**Task directions**
Your job is to retype all of the data word for word, leaving every image out.

**Dataset records**
● ● ● ● ●
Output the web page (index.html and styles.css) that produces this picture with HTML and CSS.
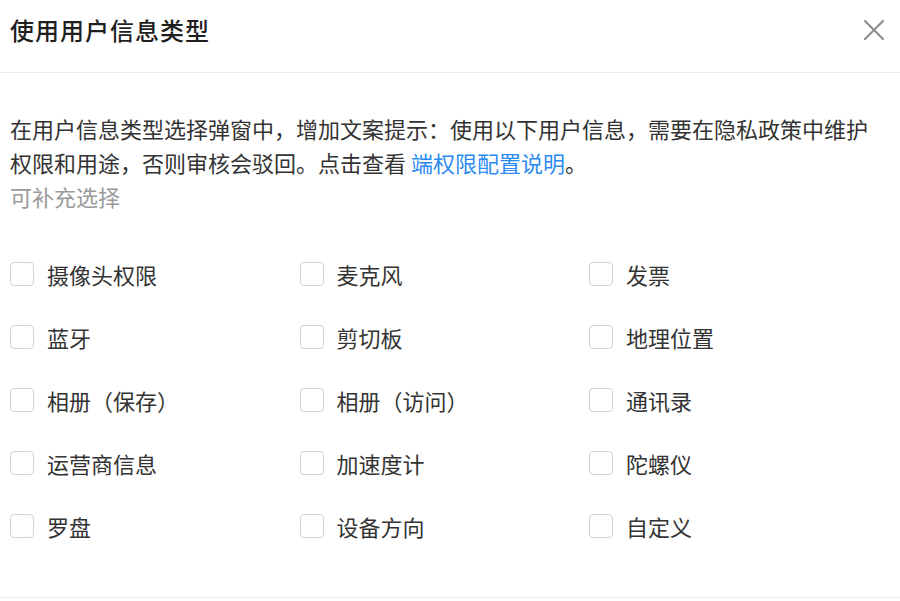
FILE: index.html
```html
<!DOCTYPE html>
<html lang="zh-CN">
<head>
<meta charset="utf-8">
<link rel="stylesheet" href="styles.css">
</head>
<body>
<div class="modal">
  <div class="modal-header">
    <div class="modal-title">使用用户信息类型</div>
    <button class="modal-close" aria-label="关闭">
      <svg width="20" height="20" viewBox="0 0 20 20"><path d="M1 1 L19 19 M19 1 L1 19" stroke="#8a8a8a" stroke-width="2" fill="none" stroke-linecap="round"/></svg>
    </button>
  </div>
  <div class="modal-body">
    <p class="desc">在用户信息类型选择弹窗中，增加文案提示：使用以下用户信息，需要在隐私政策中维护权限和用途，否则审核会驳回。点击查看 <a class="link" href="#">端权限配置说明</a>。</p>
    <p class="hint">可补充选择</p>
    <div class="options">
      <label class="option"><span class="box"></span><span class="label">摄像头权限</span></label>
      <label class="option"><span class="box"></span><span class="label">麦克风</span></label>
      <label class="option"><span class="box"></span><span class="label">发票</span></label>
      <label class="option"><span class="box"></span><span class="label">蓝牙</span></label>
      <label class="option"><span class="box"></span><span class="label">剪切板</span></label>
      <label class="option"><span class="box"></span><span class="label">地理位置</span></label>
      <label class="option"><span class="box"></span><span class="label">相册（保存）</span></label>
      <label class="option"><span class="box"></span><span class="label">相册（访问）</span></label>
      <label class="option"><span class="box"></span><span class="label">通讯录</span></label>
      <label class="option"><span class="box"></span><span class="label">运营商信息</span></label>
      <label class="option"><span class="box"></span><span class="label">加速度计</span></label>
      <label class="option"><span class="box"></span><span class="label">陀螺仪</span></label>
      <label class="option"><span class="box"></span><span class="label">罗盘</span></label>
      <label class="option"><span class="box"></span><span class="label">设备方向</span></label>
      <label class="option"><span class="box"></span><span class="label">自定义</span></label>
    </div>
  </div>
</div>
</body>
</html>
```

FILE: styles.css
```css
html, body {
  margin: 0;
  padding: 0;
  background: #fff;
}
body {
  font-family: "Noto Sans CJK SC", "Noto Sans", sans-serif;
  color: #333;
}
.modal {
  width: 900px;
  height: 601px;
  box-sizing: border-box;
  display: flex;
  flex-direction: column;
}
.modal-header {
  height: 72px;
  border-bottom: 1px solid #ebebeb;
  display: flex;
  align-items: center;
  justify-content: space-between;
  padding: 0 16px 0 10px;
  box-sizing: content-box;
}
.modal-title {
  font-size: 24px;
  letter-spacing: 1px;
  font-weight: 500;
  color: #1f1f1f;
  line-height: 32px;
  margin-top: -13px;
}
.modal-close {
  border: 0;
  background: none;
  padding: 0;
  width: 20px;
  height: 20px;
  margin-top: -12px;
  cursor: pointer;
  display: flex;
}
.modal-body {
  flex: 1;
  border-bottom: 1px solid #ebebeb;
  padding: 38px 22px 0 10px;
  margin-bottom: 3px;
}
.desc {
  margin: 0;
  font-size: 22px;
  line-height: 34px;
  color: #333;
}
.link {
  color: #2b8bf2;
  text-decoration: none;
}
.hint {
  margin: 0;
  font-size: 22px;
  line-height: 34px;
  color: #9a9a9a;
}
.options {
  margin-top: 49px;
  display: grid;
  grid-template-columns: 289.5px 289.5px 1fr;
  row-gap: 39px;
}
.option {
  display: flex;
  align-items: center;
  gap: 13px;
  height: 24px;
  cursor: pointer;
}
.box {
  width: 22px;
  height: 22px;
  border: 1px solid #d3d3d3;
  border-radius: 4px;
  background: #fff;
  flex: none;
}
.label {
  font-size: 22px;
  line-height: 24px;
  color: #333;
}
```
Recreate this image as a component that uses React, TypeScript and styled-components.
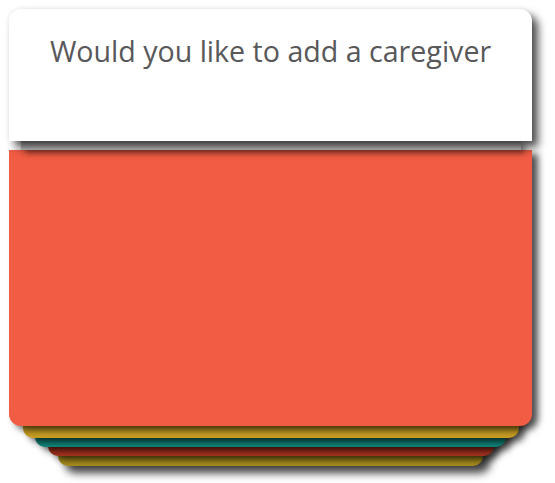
● ● ● ● ●
**Complete response**
Output the web page (index.html and styles.css) that produces this picture with HTML and CSS.
FILE: index.html
```html
<!DOCTYPE html>
<html lang="zh-CN">
<head>
<meta charset="utf-8">
<link rel="stylesheet" href="styles.css">
</head>
<body>
<div class="modal">
  <div class="modal-header">
    <div class="modal-title">使用用户信息类型</div>
    <button class="modal-close" aria-label="关闭">
      <svg width="20" height="20" viewBox="0 0 20 20"><path d="M1 1 L19 19 M19 1 L1 19" stroke="#8a8a8a" stroke-width="2" fill="none" stroke-linecap="round"/></svg>
    </button>
  </div>
  <div class="modal-body">
    <p class="desc">在用户信息类型选择弹窗中，增加文案提示：使用以下用户信息，需要在隐私政策中维护权限和用途，否则审核会驳回。点击查看 <a class="link" href="#">端权限配置说明</a>。</p>
    <p class="hint">可补充选择</p>
    <div class="options">
      <label class="option"><span class="box"></span><span class="label">摄像头权限</span></label>
      <label class="option"><span class="box"></span><span class="label">麦克风</span></label>
      <label class="option"><span class="box"></span><span class="label">发票</span></label>
      <label class="option"><span class="box"></span><span class="label">蓝牙</span></label>
      <label class="option"><span class="box"></span><span class="label">剪切板</span></label>
      <label class="option"><span class="box"></span><span class="label">地理位置</span></label>
      <label class="option"><span class="box"></span><span class="label">相册（保存）</span></label>
      <label class="option"><span class="box"></span><span class="label">相册（访问）</span></label>
      <label class="option"><span class="box"></span><span class="label">通讯录</span></label>
      <label class="option"><span class="box"></span><span class="label">运营商信息</span></label>
      <label class="option"><span class="box"></span><span class="label">加速度计</span></label>
      <label class="option"><span class="box"></span><span class="label">陀螺仪</span></label>
      <label class="option"><span class="box"></span><span class="label">罗盘</span></label>
      <label class="option"><span class="box"></span><span class="label">设备方向</span></label>
      <label class="option"><span class="box"></span><span class="label">自定义</span></label>
    </div>
  </div>
</div>
</body>
</html>
```

FILE: styles.css
```css
html, body {
  margin: 0;
  padding: 0;
  background: #fff;
}
body {
  font-family: "Noto Sans CJK SC", "Noto Sans", sans-serif;
  color: #333;
}
.modal {
  width: 900px;
  height: 601px;
  box-sizing: border-box;
  display: flex;
  flex-direction: column;
}
.modal-header {
  height: 72px;
  border-bottom: 1px solid #ebebeb;
  display: flex;
  align-items: center;
  justify-content: space-between;
  padding: 0 16px 0 10px;
  box-sizing: content-box;
}
.modal-title {
  font-size: 24px;
  letter-spacing: 1px;
  font-weight: 500;
  color: #1f1f1f;
  line-height: 32px;
  margin-top: -13px;
}
.modal-close {
  border: 0;
  background: none;
  padding: 0;
  width: 20px;
  height: 20px;
  margin-top: -12px;
  cursor: pointer;
  display: flex;
}
.modal-body {
  flex: 1;
  border-bottom: 1px solid #ebebeb;
  padding: 38px 22px 0 10px;
  margin-bottom: 3px;
}
.desc {
  margin: 0;
  font-size: 22px;
  line-height: 34px;
  color: #333;
}
.link {
  color: #2b8bf2;
  text-decoration: none;
}
.hint {
  margin: 0;
  font-size: 22px;
  line-height: 34px;
  color: #9a9a9a;
}
.options {
  margin-top: 49px;
  display: grid;
  grid-template-columns: 289.5px 289.5px 1fr;
  row-gap: 39px;
}
.option {
  display: flex;
  align-items: center;
  gap: 13px;
  height: 24px;
  cursor: pointer;
}
.box {
  width: 22px;
  height: 22px;
  border: 1px solid #d3d3d3;
  border-radius: 4px;
  background: #fff;
  flex: none;
}
.label {
  font-size: 22px;
  line-height: 24px;
  color: #333;
}
```
Recreate this image as a component that uses React, TypeScript and styled-components.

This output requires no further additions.